GIVEN TASK: Output the data word for word, dropping every image.

SOURCE EXCERPT:
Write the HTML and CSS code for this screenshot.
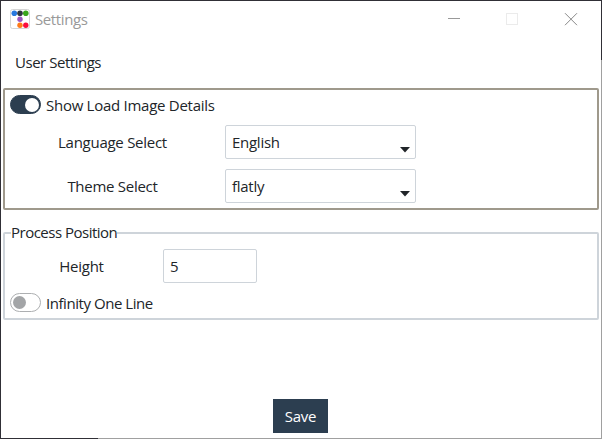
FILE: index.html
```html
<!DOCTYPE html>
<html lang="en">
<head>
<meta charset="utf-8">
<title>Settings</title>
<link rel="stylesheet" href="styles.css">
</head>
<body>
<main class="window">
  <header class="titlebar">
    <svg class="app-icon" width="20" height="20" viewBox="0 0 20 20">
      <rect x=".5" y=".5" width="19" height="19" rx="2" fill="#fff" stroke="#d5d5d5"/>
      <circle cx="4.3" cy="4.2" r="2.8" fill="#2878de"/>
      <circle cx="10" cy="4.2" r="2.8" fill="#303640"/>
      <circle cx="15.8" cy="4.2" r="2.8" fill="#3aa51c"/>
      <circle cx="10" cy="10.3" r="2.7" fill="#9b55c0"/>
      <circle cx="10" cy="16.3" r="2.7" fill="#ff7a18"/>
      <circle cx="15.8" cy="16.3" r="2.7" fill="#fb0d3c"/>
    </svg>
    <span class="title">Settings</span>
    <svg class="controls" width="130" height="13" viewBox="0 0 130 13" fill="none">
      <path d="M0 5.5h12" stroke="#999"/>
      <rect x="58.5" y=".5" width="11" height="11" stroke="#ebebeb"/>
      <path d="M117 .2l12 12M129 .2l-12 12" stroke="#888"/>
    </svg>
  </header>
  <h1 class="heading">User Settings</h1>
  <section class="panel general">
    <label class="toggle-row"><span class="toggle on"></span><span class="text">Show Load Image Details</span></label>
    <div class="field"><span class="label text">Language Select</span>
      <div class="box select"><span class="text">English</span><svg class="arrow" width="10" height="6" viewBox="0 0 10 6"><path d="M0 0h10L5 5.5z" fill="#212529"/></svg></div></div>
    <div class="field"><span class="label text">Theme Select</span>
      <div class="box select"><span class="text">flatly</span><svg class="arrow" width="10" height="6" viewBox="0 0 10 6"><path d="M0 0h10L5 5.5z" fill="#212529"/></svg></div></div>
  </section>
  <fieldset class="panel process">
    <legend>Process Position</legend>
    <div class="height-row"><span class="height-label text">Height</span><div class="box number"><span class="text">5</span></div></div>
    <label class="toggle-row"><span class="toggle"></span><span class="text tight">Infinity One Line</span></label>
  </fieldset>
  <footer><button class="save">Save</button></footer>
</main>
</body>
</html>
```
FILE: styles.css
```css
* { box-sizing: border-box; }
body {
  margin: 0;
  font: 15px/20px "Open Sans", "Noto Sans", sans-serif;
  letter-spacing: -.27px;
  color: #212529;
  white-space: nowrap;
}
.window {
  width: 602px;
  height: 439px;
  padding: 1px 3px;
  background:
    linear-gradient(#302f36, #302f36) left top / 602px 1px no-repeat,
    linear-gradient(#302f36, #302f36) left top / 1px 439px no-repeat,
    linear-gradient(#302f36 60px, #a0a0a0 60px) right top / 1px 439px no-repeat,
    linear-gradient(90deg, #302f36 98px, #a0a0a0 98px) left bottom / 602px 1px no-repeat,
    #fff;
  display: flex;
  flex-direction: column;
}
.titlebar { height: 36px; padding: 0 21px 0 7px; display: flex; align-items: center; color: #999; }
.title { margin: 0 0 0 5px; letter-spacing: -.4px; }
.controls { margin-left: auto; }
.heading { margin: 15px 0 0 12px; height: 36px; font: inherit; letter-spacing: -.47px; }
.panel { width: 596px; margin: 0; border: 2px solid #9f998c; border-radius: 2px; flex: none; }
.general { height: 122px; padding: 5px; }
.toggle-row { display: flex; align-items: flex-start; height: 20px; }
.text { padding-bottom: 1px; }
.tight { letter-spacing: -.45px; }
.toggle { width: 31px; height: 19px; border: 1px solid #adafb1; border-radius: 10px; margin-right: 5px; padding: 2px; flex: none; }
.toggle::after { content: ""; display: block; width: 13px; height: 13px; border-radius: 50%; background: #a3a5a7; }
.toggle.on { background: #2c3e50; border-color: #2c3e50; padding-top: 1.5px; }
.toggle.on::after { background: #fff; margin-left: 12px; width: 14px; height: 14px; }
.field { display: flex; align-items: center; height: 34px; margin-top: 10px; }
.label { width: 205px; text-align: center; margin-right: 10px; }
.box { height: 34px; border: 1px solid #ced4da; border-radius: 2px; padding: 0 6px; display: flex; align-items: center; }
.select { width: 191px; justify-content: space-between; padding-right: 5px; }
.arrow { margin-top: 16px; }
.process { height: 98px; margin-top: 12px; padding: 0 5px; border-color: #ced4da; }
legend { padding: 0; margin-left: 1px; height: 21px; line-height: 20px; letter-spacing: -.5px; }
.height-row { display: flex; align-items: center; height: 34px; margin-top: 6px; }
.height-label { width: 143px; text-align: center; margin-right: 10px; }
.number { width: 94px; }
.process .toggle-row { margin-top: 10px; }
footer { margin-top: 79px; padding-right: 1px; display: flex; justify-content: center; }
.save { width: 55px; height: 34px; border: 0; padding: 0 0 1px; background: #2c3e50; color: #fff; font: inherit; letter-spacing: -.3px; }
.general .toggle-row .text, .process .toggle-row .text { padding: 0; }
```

EXERCISE RESULT:
Write the HTML and CSS code for this screenshot.
FILE: index.html
```html
<!DOCTYPE html>
<html lang="en">
<head>
<meta charset="utf-8">
<title>Settings</title>
<link rel="stylesheet" href="styles.css">
</head>
<body>
<main class="window">
  <header class="titlebar">
    <svg class="app-icon" width="20" height="20" viewBox="0 0 20 20">
      <rect x=".5" y=".5" width="19" height="19" rx="2" fill="#fff" stroke="#d5d5d5"/>
      <circle cx="4.3" cy="4.2" r="2.8" fill="#2878de"/>
      <circle cx="10" cy="4.2" r="2.8" fill="#303640"/>
      <circle cx="15.8" cy="4.2" r="2.8" fill="#3aa51c"/>
      <circle cx="10" cy="10.3" r="2.7" fill="#9b55c0"/>
      <circle cx="10" cy="16.3" r="2.7" fill="#ff7a18"/>
      <circle cx="15.8" cy="16.3" r="2.7" fill="#fb0d3c"/>
    </svg>
    <span class="title">Settings</span>
    <svg class="controls" width="130" height="13" viewBox="0 0 130 13" fill="none">
      <path d="M0 5.5h12" stroke="#999"/>
      <rect x="58.5" y=".5" width="11" height="11" stroke="#ebebeb"/>
      <path d="M117 .2l12 12M129 .2l-12 12" stroke="#888"/>
    </svg>
  </header>
  <h1 class="heading">User Settings</h1>
  <section class="panel general">
    <label class="toggle-row"><span class="toggle on"></span><span class="text">Show Load Image Details</span></label>
    <div class="field"><span class="label text">Language Select</span>
      <div class="box select"><span class="text">English</span><svg class="arrow" width="10" height="6" viewBox="0 0 10 6"><path d="M0 0h10L5 5.5z" fill="#212529"/></svg></div></div>
    <div class="field"><span class="label text">Theme Select</span>
      <div class="box select"><span class="text">flatly</span><svg class="arrow" width="10" height="6" viewBox="0 0 10 6"><path d="M0 0h10L5 5.5z" fill="#212529"/></svg></div></div>
  </section>
  <fieldset class="panel process">
    <legend>Process Position</legend>
    <div class="height-row"><span class="height-label text">Height</span><div class="box number"><span class="text">5</span></div></div>
    <label class="toggle-row"><span class="toggle"></span><span class="text tight">Infinity One Line</span></label>
  </fieldset>
  <footer><button class="save">Save</button></footer>
</main>
</body>
</html>
```
FILE: styles.css
```css
* { box-sizing: border-box; }
body {
  margin: 0;
  font: 15px/20px "Open Sans", "Noto Sans", sans-serif;
  letter-spacing: -.27px;
  color: #212529;
  white-space: nowrap;
}
.window {
  width: 602px;
  height: 439px;
  padding: 1px 3px;
  background:
    linear-gradient(#302f36, #302f36) left top / 602px 1px no-repeat,
    linear-gradient(#302f36, #302f36) left top / 1px 439px no-repeat,
    linear-gradient(#302f36 60px, #a0a0a0 60px) right top / 1px 439px no-repeat,
    linear-gradient(90deg, #302f36 98px, #a0a0a0 98px) left bottom / 602px 1px no-repeat,
    #fff;
  display: flex;
  flex-direction: column;
}
.titlebar { height: 36px; padding: 0 21px 0 7px; display: flex; align-items: center; color: #999; }
.title { margin: 0 0 0 5px; letter-spacing: -.4px; }
.controls { margin-left: auto; }
.heading { margin: 15px 0 0 12px; height: 36px; font: inherit; letter-spacing: -.47px; }
.panel { width: 596px; margin: 0; border: 2px solid #9f998c; border-radius: 2px; flex: none; }
.general { height: 122px; padding: 5px; }
.toggle-row { display: flex; align-items: flex-start; height: 20px; }
.text { padding-bottom: 1px; }
.tight { letter-spacing: -.45px; }
.toggle { width: 31px; height: 19px; border: 1px solid #adafb1; border-radius: 10px; margin-right: 5px; padding: 2px; flex: none; }
.toggle::after { content: ""; display: block; width: 13px; height: 13px; border-radius: 50%; background: #a3a5a7; }
.toggle.on { background: #2c3e50; border-color: #2c3e50; padding-top: 1.5px; }
.toggle.on::after { background: #fff; margin-left: 12px; width: 14px; height: 14px; }
.field { display: flex; align-items: center; height: 34px; margin-top: 10px; }
.label { width: 205px; text-align: center; margin-right: 10px; }
.box { height: 34px; border: 1px solid #ced4da; border-radius: 2px; padding: 0 6px; display: flex; align-items: center; }
.select { width: 191px; justify-content: space-between; padding-right: 5px; }
.arrow { margin-top: 16px; }
.process { height: 98px; margin-top: 12px; padding: 0 5px; border-color: #ced4da; }
legend { padding: 0; margin-left: 1px; height: 21px; line-height: 20px; letter-spacing: -.5px; }
.height-row { display: flex; align-items: center; height: 34px; margin-top: 6px; }
.height-label { width: 143px; text-align: center; margin-right: 10px; }
.number { width: 94px; }
.process .toggle-row { margin-top: 10px; }
footer { margin-top: 79px; padding-right: 1px; display: flex; justify-content: center; }
.save { width: 55px; height: 34px; border: 0; padding: 0 0 1px; background: #2c3e50; color: #fff; font: inherit; letter-spacing: -.3px; }
.general .toggle-row .text, .process .toggle-row .text { padding: 0; }
```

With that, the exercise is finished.